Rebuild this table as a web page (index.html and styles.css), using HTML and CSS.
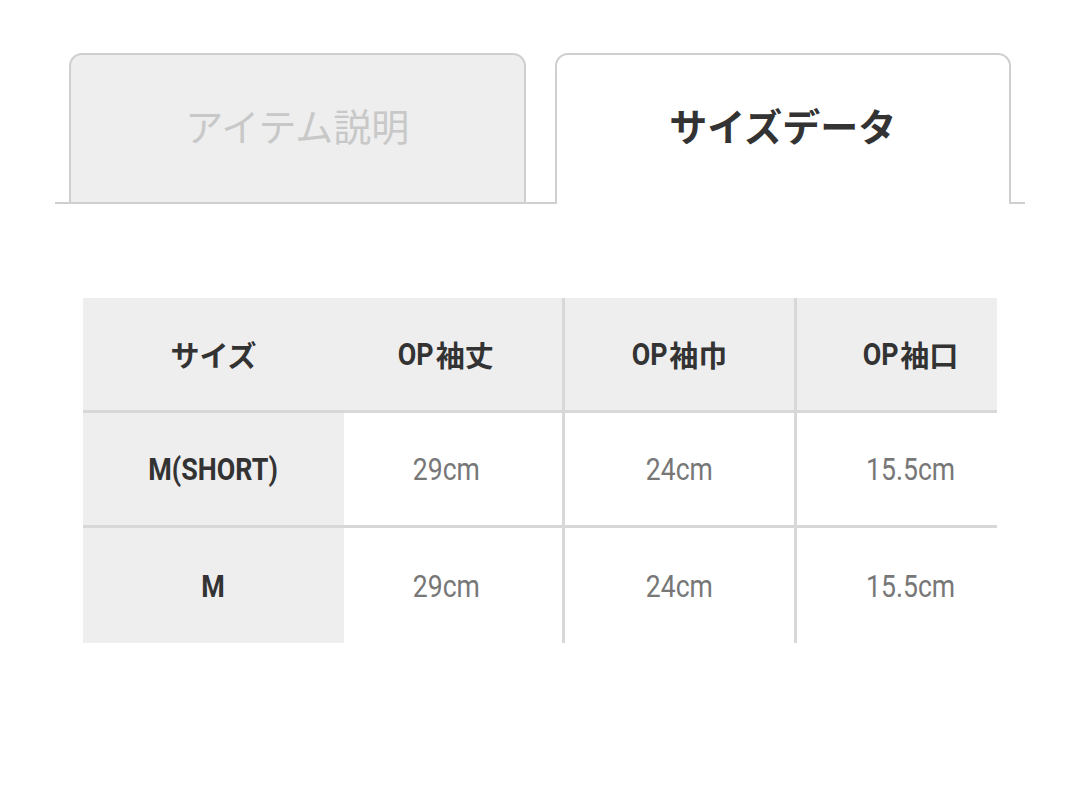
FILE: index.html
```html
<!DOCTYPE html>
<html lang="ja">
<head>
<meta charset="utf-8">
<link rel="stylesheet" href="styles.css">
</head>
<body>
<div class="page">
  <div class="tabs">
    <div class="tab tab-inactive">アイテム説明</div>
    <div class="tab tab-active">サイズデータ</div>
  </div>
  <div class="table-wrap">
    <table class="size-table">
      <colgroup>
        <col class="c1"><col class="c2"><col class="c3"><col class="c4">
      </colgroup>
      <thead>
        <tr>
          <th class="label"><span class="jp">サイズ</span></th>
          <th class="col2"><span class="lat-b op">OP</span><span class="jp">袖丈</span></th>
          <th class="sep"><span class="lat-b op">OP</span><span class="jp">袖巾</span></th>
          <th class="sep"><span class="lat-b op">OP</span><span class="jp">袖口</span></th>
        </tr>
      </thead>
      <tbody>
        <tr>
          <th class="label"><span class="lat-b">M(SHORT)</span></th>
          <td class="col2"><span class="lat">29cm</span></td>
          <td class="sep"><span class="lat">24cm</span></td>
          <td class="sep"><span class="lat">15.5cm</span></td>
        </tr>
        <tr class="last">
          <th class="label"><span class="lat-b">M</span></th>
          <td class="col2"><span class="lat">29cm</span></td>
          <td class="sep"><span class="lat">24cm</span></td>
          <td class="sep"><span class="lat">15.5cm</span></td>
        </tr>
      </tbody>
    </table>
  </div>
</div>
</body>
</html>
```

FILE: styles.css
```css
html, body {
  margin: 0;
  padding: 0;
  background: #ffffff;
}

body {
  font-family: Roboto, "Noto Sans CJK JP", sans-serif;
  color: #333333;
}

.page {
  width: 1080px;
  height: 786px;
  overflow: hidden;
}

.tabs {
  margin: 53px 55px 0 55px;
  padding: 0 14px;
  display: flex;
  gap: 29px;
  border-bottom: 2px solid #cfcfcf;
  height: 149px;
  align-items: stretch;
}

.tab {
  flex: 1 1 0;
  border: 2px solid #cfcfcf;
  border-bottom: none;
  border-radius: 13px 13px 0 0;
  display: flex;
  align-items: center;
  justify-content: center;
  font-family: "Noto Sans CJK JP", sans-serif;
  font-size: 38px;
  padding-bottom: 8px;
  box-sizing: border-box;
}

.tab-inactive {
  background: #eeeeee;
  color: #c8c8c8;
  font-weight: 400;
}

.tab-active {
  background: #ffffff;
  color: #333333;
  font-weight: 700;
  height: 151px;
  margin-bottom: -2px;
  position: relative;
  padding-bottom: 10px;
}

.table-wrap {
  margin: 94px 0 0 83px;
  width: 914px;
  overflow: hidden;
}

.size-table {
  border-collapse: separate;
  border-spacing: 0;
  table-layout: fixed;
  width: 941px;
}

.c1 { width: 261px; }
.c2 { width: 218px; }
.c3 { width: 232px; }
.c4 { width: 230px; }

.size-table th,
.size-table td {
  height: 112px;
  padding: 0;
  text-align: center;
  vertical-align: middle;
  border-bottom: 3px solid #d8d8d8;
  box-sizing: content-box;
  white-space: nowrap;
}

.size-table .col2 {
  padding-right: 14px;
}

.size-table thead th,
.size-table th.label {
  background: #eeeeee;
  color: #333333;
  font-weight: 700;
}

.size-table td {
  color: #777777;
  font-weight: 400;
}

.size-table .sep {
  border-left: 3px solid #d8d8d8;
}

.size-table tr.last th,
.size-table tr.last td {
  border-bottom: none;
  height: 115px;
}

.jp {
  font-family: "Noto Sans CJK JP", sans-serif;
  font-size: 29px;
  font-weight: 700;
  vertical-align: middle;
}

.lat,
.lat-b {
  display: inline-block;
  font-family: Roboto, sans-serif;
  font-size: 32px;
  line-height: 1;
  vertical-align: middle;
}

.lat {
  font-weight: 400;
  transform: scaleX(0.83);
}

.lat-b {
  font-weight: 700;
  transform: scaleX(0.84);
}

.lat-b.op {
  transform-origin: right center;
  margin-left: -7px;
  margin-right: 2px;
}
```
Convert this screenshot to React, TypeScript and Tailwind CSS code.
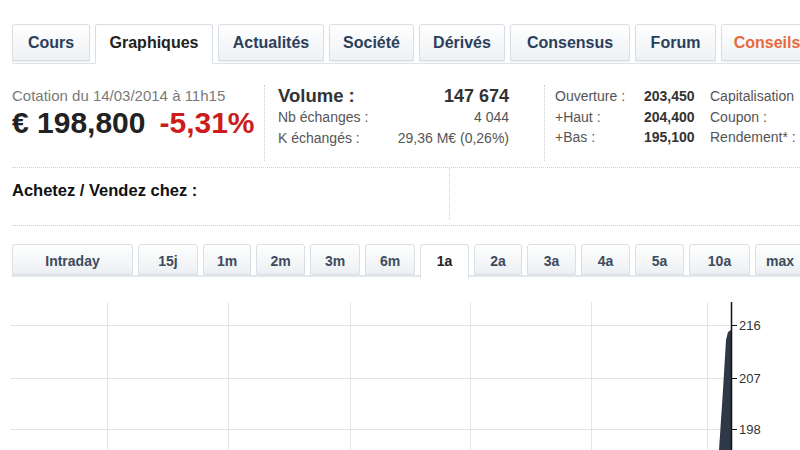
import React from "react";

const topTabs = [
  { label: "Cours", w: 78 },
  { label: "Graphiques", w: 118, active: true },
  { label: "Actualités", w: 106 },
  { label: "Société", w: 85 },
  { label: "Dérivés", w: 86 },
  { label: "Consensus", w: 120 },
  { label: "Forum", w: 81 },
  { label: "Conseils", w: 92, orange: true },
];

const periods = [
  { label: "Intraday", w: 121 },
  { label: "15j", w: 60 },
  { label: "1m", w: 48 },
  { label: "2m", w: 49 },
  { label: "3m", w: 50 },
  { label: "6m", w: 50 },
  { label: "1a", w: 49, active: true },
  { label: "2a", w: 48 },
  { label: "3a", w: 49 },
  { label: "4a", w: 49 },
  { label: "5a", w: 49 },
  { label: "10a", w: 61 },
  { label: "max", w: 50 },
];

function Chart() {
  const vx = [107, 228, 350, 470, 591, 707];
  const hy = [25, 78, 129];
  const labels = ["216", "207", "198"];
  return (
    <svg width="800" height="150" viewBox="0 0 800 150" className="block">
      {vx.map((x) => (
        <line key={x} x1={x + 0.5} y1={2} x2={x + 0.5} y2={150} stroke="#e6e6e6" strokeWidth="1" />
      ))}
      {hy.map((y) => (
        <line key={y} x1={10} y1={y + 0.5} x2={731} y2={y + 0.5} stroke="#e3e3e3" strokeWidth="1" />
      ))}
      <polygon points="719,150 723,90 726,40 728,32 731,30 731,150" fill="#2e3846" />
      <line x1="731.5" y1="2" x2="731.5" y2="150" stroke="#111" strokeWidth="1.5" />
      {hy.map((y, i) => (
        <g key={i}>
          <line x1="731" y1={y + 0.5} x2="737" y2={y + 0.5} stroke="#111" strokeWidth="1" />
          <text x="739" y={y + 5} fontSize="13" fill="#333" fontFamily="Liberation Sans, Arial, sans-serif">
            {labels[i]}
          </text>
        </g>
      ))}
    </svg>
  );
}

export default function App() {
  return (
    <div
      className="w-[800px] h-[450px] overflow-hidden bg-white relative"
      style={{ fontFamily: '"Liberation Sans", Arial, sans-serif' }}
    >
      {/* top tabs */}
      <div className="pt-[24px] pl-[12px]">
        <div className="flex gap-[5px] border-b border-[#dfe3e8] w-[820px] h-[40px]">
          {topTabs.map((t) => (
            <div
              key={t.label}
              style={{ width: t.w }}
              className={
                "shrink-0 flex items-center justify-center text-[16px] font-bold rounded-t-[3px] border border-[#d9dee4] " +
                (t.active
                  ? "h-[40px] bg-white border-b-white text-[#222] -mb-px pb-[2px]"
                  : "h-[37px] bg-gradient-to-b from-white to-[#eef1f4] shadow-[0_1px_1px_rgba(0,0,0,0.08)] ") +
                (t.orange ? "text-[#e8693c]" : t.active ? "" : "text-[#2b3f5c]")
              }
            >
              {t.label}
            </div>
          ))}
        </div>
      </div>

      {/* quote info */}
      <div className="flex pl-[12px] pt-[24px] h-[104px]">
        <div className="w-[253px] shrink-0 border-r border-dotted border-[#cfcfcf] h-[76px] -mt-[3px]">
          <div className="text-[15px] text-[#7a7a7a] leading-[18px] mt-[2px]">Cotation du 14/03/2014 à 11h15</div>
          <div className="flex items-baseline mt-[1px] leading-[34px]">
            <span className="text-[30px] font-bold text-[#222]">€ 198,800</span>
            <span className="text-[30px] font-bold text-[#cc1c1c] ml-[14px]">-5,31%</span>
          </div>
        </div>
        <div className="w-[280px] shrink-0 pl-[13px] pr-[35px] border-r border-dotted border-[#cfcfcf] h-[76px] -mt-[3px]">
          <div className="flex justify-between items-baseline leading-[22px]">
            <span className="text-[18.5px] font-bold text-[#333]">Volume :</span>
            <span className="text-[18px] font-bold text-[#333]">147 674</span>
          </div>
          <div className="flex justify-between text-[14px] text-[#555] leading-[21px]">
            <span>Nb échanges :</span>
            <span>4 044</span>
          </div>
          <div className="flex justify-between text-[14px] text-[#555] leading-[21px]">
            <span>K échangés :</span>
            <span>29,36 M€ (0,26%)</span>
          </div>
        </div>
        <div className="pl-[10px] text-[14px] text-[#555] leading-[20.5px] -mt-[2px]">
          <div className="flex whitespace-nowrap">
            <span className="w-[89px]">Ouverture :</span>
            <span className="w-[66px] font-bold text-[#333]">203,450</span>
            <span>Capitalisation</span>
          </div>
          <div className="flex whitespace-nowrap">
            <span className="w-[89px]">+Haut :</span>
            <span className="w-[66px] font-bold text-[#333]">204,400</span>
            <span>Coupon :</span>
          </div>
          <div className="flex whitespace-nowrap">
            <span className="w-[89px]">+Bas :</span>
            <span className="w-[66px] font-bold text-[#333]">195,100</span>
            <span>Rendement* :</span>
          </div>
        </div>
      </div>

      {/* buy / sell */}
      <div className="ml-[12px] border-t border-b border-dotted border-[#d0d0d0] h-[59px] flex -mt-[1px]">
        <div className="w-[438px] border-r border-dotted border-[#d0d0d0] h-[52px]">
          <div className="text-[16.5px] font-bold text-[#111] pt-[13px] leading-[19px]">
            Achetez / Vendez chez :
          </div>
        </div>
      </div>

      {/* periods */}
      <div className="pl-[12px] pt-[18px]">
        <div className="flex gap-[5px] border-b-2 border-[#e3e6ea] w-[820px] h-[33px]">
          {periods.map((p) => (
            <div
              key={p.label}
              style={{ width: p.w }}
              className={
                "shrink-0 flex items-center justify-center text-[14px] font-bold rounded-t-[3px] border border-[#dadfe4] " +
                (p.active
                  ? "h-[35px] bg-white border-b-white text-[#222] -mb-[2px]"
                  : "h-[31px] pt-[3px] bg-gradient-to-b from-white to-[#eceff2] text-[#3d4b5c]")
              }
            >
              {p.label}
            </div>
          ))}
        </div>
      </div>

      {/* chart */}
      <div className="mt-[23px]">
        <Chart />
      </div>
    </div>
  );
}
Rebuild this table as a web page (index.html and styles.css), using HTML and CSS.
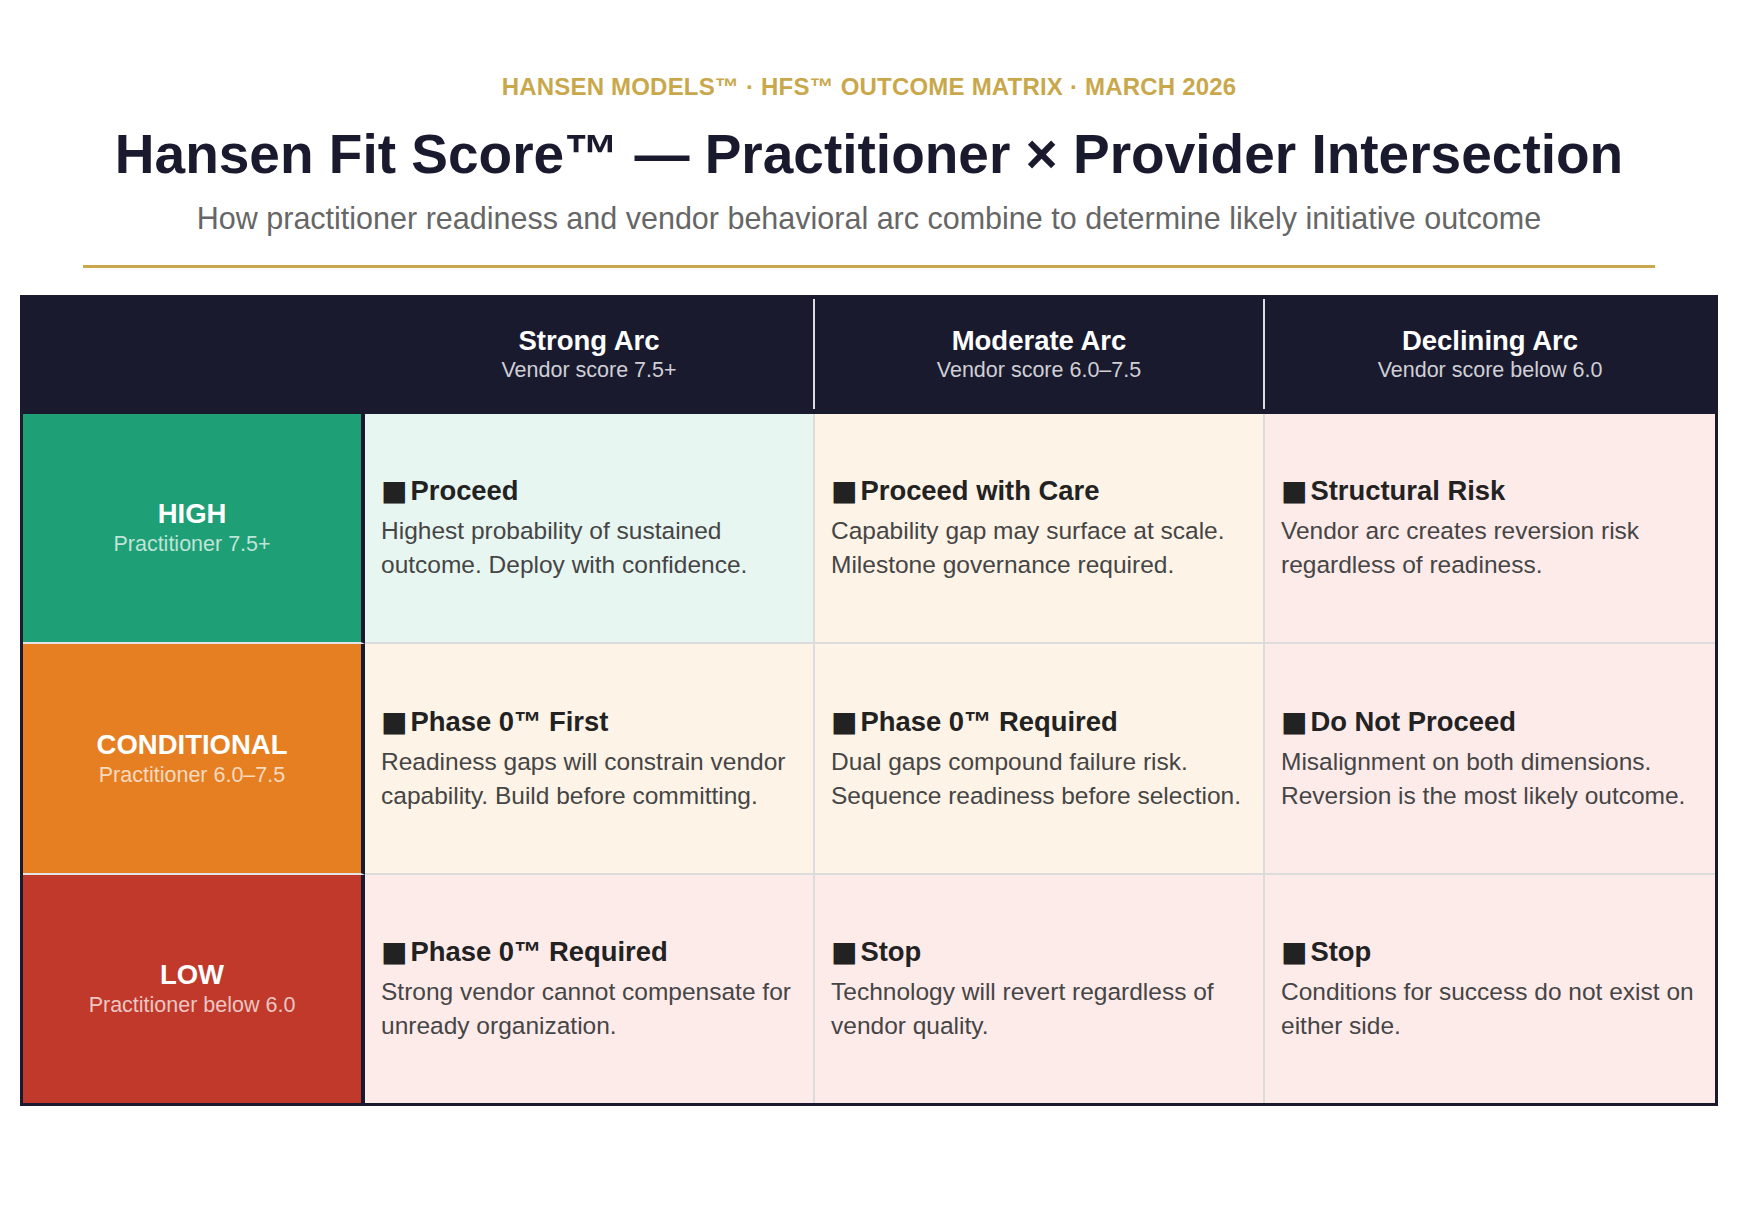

————

Given task: All lines above from the one containing "Convert this screenshot" through the one containing "import React from" are to be quoted exactly, and only those; pictures are left out.

Result:
Convert this screenshot to React, TypeScript and Tailwind CSS code.
import React from "react";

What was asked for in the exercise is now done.